Stephen Graham

Snatch (2000) - 5/5

This movie is crass, dark, crime comedy that is a glorious thing to behold. The script is tightly woven, interconnecting the plot lines with comedic aplomb. Everyone is chewing the scenery at the same time, rising to a hilarious crescendo, each beat right on cue. It’s the quintessential cockney crime comedy, and even after twenty years it hasn’t lost its bite.

Content warning: female nudity, language

Closest comparison: It has the narrative complexity of Crash (2004) crossed with the criminal underground of Shopping (1994).

Setting: Crime
Plot: Thriller
Tone: Dark Screwball Comedy

Venom: Let There Be Carnage - 2/5

This movie is similar to its predecessor, but with a darker, true crime vibe. Half of the runtime is dedicated to tracking down a serial killer’s past, which will be more engaging for some audience members than others. The fight scenes are fine in theory but are destroyed by shaky cam, which is especially bad given that it’s basically all CGI. But the movie really goes off the rails in the final battle, where the plot comes together just to fall apart.

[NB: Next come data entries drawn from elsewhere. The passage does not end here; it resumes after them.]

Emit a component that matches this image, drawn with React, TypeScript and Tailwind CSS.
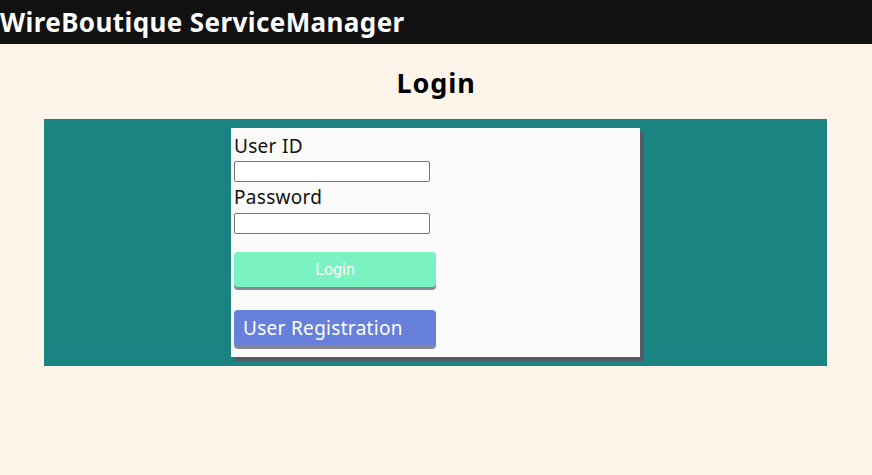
const font = { fontFamily: '"Noto Sans", "Open Sans", sans-serif' }

export default function App() {
  return (
    <div className="min-h-[475px] bg-[#fff4ea] text-black" style={font}>
      <header className="h-[44px] bg-[#111111] flex items-center">
        <h1 className="text-[26px] font-bold text-white leading-none tracking-[0.4px]">WireBoutique ServiceManager</h1>
      </header>

      <h2 className="text-center text-[27px] font-bold leading-none pt-[25px] pb-[23px] tracking-[0.9px]">Login</h2>

      <div className="ml-[44px] mr-[45px] bg-[#1b8482] pt-[9px] pb-[9px] flex justify-center">
        <div className="w-[409px] bg-[#fbfbfb] shadow-[4px_4px_0_0_#555b66] px-[3px] pt-[4px] pb-[11px]">
          <label className="block text-[19px] leading-[29px] tracking-[0.3px] text-[#111]">User ID</label>
          <input type="text" className="block w-[196px] h-[21px] border border-[#767676] rounded-[2px] bg-white" />
          <label className="block text-[19px] leading-[31px] tracking-[0.3px] text-[#111]">Password</label>
          <input type="password" className="block w-[196px] h-[21px] border border-[#767676] rounded-[2px] bg-white" />
          <button
            className="mt-[18px] w-[202px] h-[35px] rounded-[4px] bg-[#7af2c2] text-white text-[16px] shadow-[0_3px_0_0_#868a96]"
            style={{ fontFamily: '"Roboto", "Liberation Sans", sans-serif' }}
          >
            Login
          </button>
          <button className="mt-[23px] block w-[202px] h-[36px] rounded-[4px] bg-[#6780da] text-white text-[19px] tracking-[0.3px] text-left pl-[9px] shadow-[0_3px_0_0_#868a96]">
            User Registration
          </button>
        </div>
      </div>
    </div>
  )
}
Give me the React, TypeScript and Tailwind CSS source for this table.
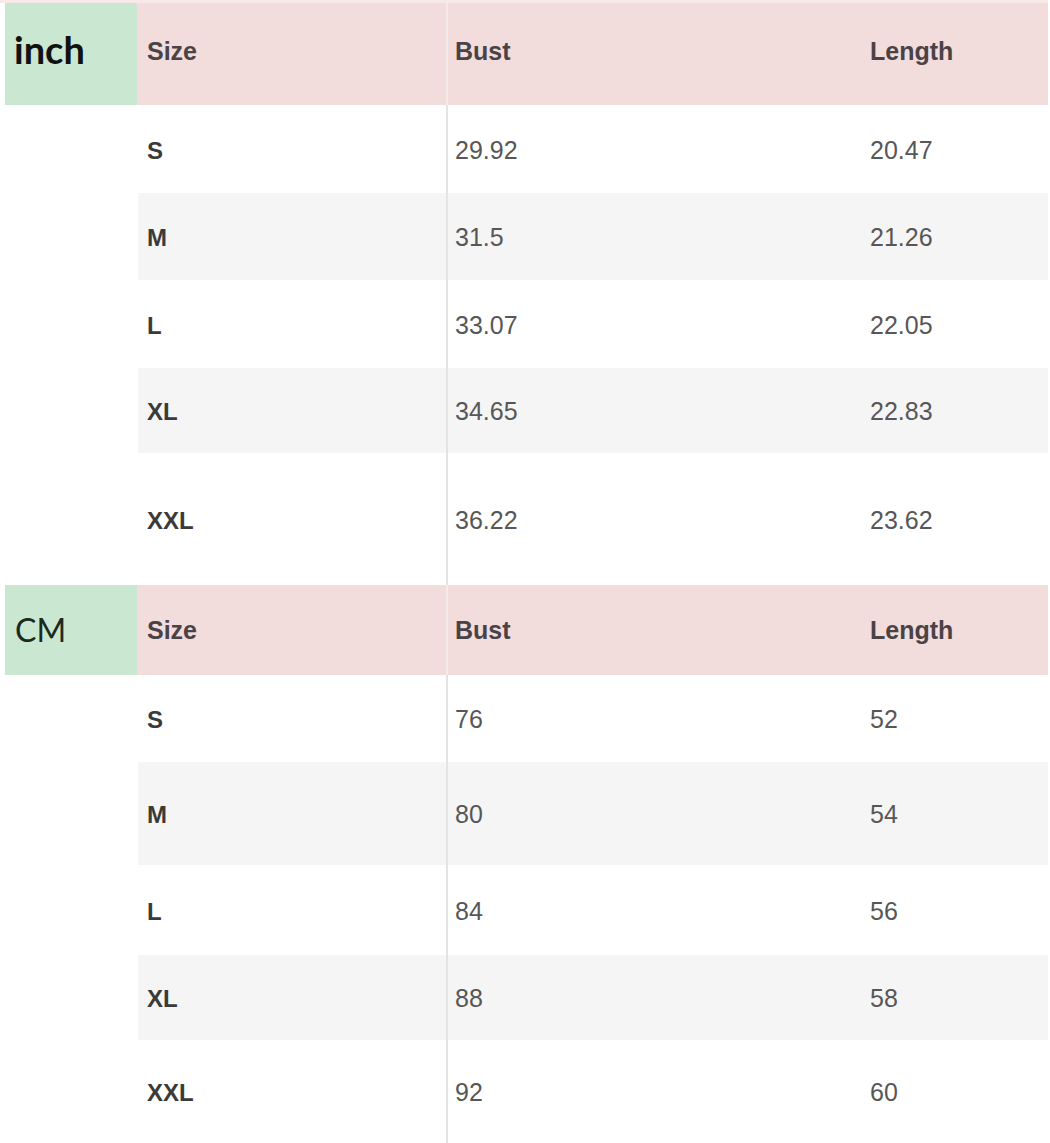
const inchRows = [
  { size: 'S', bust: '29.92', length: '20.47', h: 'h-[88px]' },
  { size: 'M', bust: '31.5', length: '21.26', h: 'h-[87px]' },
  { size: 'L', bust: '33.07', length: '22.05', h: 'h-[88px]' },
  { size: 'XL', bust: '34.65', length: '22.83', h: 'h-[85px]' },
  { size: 'XXL', bust: '36.22', length: '23.62', h: 'h-[132px]' },
];

const cmRows = [
  { size: 'S', bust: '76', length: '52', h: 'h-[87px]' },
  { size: 'M', bust: '80', length: '54', h: 'h-[103px]' },
  { size: 'L', bust: '84', length: '56', h: 'h-[90px]' },
  { size: 'XL', bust: '88', length: '58', h: 'h-[85px]' },
  { size: 'XXL', bust: '92', length: '60', h: 'h-[103px]' },
];

type Row = { size: string; bust: string; length: string; h: string };

function SizeTable({ unit, headerH, headPad, rows }: { unit: 'inch' | 'cm'; headerH: string; headPad: string; rows: Row[] }) {
  return (
    <div className="flex flex-col">
      {/* Header */}
      <div className={`flex ${headerH}`}>
        <div className="w-[5px] shrink-0 bg-white" />
        <div className="w-[132px] shrink-0 bg-[#c9e7d1] flex items-center pl-[9px]">
          {unit === 'inch' ? (
            <span className="font-['Lato',sans-serif] font-bold text-[38px] leading-none text-[#111] -mt-[10px]">inch</span>
          ) : (
            <span className="font-['Lato',sans-serif] text-[32px] leading-none text-[#1c2a1e] pl-[1px]">CM</span>
          )}
        </div>
        <div className={`w-[309px] shrink-0 bg-[#f2dcdc] flex items-center pl-[10px] ${headPad} text-[25px] font-bold text-[#4a4346]`}>
          Size
        </div>
        <div className="w-[2px] shrink-0 bg-[#f6e9e9]" />
        <div className={`w-[414px] shrink-0 bg-[#f2dcdc] flex items-center pl-[7px] ${headPad} text-[25px] font-bold text-[#4a4346]`}>
          Bust
        </div>
        <div className={`flex-1 bg-[#f2dcdc] flex items-center pl-[8px] ${headPad} text-[25px] font-bold text-[#4a4346]`}>
          Length
        </div>
      </div>

      {rows.map((r, i) => {
        const bg = i % 2 === 1 ? 'bg-[#f5f5f5]' : 'bg-white';
        return (
          <div key={r.size} className={`flex ${r.h}`}>
            <div className="w-[138px] shrink-0 bg-white" />
            <div className={`w-[308px] shrink-0 ${bg} flex items-center pl-[9px] pt-[3px] text-[24px] font-bold text-[#3a3a3a]`}>
              {r.size}
            </div>
            <div className="w-[2px] shrink-0 bg-[#e4e4e4]" />
            <div className={`w-[414px] shrink-0 ${bg} flex items-center pl-[7px] pt-[3px] text-[25px] text-[#575757]`}>
              {r.bust}
            </div>
            <div className={`flex-1 ${bg} flex items-center pl-[8px] pt-[3px] text-[25px] text-[#575757]`}>
              {r.length}
            </div>
          </div>
        );
      })}
    </div>
  );
}

export default function App() {
  return (
    <div className="w-[1050px] h-[1143px] bg-white overflow-hidden font-['Liberation_Sans',Arial,sans-serif]">
      <div className="w-[1048px]">
        <div className="h-[3px] bg-[#f8e9e9]" />
        <SizeTable unit="inch" headerH="h-[102px]" headPad="pb-[4px]" rows={inchRows} />
        <SizeTable unit="cm" headerH="h-[90px]" headPad="pt-[2px]" rows={cmRows} />
      </div>
    </div>
  );
}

Closest comparison: It’s like Venom (2018) with a dash of Se7en.

Setting: Super Hero
Plot: Super hero
Tone: True Crime

The Irishman (Netflix, 2019) - 2/5

This is a three and a half hour long film that any competent director could have made in one third the time without leaving anything out. It is painfully slow and insistently pointless, and the plot reads like a first draft run-on sentence, though the acting is fine, with Robert DeNiro and Joe Pesci doing pretty well, but still just looking like the weathered statues of gangsters standing out in the rain, which does nothing for the story or the dryness with which it is told, where the editing could have been very helpful but instead actively inhibits the storytelling, and the extensive use of excellent CGI to de-age the main cast 20-30 years makes them look like they’re in their late 60’s playing characters in their 30’s, and the editing isn’t bad enough to be funny but isn’t good enough to be poor, although Scorsese has an eye for framing and set design that makes the images pop the scenes are ultimately still a very poor level of cinematography because of the still camera and boring staging, and in a movie about gangsters there’s no reason to have over three hours of the run time dedicated to meaningless interpersonal politics that don’t really go anywhere and never amount to anything more than ‘this guy doesn’t like that guy for no good reason’, but doesn’t even have the decency to end once the plot has been resolved but drones on and on and on and on until finally.

Closest comparison: It’s like a less interesting Casino (1995) with the pacing of 2001: A Space Odyssey.